The rendering engine we chose to generate photorealistic RGB images and immerse the agent in VR is Unreal Engine 4 (UE4). The reasons for this choice are the following ones: (1) it is arguably one of the best game engines able to produce extremely realistic renderings, (2) beyond gaming, it has become widely adopted by Virtual Reality developers and indoor/architectural visualization experts so a whole lot of tools, examples, documentation, and assets are available; (3) due to its impact across various communities, many hardware solutions offer plugins for UE4 that make them work out-of-the-box; and (4) Epic Games provides the full C++ source code and updates to it so the full suite can be used and easily modified for free. Arguably, the most attractive feature of UE4 that made us take that decision is its capability to render photorealistic scenes like the one shown in Figure 1. Some UE4 features that enable this realism are: physically-based materials, pre-calculated bounce light via Lightmass, stationary lights, post-processing, and reflections.

Fig. 1: Snapshots of the daylight and night room setup for the Realistic Rendering released by Epic Games to showcase the realistic rendering capabilities of UE4.

It is also important to remark that we do have strict real-time constraints for rendering since we need to immerse a human agent in virtual reality, i.e., we require extremely realistic and complex scenes rendered at very high framerates (usually more than 80 FPS). By design, UE4 is engineered for virtual reality so it provides a specific rendering solution for it named Forward Renderer. That renderer is able to generate images that meet our quality standards at 90 FPS thanks to high-quality lighting features, Multi-Sample Anti-Aliasing (MSAA), and instanced stereo rendering.

The whole system is built over UE4 taking advantage of various existing features, extending certain ones with to suit our specific needs, and implementing others from scratch to devise a more efficient and cleaner project that abides to software design principles. A general overview of our proposal is shown in Figure 2. In this section we describe each one of the subsystems that our proposal is composed of: robotic pawns, controller, HUD, grasping, multi-camera, recording, and playback.

Fig. 2: System diagram showing the various subsystems and their abstract relationships: Robotic Pawn, Controller, HUD, Multi-camera, Grasping, Recording, and Playback.

3.1 Robotic Pawns

One of the most important parts of the system is the representation of the robots in the virtual environment. Robots are represented by the mesh that models them, the control and movement logic, the animations that it triggers, and the grasping system (explained later in its corresponding section). To encapsulate all this, we have created a base class that contains all the common behavior that any robot would have in our system, which can then be extended by child classes that implement specific things such as the mesh or the configuration of the fingers for the grasping system. Using that encapsulation, we introduced two sample robots in our environment: UE4’s mannequin and Aldebaran’s Pepper (see Figure 3).

Fig. 3: Pepper and Mannequin integrated with colliders and constraints.

In UE4 there is a hierarchy of predefined classes ready to work together that should be used properly in order to take advantage of the facilities offered by the engine.

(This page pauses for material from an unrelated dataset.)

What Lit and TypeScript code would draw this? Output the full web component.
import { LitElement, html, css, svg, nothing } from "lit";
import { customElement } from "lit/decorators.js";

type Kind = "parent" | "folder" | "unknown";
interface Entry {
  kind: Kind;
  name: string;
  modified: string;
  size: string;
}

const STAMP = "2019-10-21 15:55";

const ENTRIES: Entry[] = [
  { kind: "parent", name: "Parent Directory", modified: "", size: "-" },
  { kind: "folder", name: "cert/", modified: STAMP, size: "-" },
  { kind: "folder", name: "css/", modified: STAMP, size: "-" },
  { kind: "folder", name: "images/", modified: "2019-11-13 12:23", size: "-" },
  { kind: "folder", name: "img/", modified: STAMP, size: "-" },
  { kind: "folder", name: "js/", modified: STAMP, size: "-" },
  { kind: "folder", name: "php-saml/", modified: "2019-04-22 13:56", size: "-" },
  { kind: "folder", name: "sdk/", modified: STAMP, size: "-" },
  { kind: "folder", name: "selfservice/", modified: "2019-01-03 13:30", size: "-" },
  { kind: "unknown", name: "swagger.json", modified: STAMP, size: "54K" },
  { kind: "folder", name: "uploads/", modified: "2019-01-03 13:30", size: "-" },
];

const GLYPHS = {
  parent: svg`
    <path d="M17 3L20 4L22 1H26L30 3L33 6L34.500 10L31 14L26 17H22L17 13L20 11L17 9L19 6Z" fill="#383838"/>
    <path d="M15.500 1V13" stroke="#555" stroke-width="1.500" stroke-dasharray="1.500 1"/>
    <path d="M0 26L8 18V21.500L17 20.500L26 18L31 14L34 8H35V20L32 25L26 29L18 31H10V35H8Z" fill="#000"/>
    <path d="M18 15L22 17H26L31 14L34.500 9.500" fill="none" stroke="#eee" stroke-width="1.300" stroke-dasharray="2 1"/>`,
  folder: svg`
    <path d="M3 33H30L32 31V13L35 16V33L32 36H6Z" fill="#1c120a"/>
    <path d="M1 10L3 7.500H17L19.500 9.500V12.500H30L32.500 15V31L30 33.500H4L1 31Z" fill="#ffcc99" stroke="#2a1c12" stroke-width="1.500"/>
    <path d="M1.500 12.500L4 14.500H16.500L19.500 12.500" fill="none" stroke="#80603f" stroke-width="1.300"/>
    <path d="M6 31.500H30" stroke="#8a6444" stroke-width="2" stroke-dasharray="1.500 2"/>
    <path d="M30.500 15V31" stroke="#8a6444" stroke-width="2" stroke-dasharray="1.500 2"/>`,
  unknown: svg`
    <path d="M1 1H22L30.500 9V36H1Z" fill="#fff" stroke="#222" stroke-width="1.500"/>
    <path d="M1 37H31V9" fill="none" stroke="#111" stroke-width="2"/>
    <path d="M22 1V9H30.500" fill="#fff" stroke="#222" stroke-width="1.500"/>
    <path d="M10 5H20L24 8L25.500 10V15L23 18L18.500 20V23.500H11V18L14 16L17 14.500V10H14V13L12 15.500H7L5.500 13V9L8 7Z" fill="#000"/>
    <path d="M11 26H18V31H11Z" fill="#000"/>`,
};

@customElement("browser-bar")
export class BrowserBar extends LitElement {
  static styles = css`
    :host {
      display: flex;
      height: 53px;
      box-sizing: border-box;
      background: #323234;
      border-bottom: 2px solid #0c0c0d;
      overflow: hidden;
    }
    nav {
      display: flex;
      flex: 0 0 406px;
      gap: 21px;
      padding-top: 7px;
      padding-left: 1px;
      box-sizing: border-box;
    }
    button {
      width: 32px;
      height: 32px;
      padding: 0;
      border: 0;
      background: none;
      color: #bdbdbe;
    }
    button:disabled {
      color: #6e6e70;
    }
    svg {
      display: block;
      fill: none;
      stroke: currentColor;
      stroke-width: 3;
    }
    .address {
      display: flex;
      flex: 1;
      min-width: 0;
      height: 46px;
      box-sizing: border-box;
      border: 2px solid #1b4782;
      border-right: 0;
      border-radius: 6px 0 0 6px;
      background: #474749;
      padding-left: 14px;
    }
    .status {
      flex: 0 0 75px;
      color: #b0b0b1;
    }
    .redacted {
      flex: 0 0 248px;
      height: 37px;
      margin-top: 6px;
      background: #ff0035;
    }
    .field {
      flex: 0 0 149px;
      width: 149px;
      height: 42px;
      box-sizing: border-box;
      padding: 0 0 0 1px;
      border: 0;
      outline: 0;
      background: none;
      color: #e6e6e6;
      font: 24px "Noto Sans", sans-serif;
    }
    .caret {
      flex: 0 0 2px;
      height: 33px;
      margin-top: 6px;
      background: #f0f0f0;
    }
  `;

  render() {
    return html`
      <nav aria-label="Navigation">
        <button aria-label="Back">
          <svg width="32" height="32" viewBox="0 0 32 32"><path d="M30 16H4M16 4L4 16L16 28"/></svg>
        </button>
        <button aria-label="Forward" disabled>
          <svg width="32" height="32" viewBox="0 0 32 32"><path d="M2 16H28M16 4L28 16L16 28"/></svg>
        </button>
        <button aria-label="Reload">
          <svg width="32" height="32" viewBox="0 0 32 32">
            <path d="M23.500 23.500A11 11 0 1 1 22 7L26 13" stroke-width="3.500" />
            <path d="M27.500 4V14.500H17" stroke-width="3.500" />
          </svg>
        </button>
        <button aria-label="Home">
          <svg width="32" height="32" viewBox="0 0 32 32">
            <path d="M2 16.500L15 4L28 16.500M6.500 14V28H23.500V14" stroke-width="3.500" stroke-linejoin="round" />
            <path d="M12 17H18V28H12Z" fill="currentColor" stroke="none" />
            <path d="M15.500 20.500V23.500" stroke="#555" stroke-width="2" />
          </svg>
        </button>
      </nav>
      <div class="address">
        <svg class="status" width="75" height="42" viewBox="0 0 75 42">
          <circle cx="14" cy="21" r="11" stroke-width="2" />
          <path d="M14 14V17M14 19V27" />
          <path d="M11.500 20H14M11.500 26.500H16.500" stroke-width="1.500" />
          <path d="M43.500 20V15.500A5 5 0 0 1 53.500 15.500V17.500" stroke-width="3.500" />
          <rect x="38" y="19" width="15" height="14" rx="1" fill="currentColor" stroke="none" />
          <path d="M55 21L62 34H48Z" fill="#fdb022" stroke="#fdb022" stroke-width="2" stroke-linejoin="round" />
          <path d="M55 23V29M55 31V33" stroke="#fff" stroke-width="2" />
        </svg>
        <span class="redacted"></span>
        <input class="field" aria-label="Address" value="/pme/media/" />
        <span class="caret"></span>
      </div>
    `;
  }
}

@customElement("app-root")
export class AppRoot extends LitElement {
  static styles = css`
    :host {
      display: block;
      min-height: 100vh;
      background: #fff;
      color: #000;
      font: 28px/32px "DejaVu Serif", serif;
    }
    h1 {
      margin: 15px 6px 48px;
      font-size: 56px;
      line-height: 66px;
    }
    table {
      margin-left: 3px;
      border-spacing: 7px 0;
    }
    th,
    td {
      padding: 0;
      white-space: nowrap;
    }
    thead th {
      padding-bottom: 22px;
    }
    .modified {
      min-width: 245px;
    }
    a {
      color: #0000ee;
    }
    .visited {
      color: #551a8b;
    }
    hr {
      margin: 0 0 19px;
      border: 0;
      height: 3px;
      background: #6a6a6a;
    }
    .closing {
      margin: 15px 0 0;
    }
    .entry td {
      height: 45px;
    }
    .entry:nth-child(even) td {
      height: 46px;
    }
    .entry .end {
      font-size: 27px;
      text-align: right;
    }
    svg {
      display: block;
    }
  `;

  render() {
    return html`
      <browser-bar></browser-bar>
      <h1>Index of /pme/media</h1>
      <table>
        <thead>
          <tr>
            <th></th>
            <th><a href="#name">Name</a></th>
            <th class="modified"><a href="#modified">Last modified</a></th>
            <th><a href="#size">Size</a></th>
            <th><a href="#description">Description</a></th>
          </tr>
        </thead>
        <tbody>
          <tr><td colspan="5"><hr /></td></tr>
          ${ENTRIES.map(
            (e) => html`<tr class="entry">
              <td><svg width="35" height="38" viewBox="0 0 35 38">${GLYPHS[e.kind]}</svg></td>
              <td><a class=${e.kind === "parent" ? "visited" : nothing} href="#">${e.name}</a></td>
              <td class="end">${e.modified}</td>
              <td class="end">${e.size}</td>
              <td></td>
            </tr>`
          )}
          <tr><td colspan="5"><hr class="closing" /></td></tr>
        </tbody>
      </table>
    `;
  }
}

For example, any element that we want to place in a scene must extend the Actor class, and at the same time, an Actor that is supposed to receive inputs from the user must extend the Pawn class (and optionally can have a Controller class to abstract input events, as we will see in the next section). This means that our base class that represents the common behavior of robots must extend Pawn class.

The meshes that model characters with joints like our robots are called SkeletalMesh in UE4. In addition to the mesh that defines their geometry, they incorporate a skeleton that defines how that geometry will be deformed according to the relative position and rotation of its bones. An SkeletalMesh is added as a component to our class (actually, an instance of SkeletalMeshComponent).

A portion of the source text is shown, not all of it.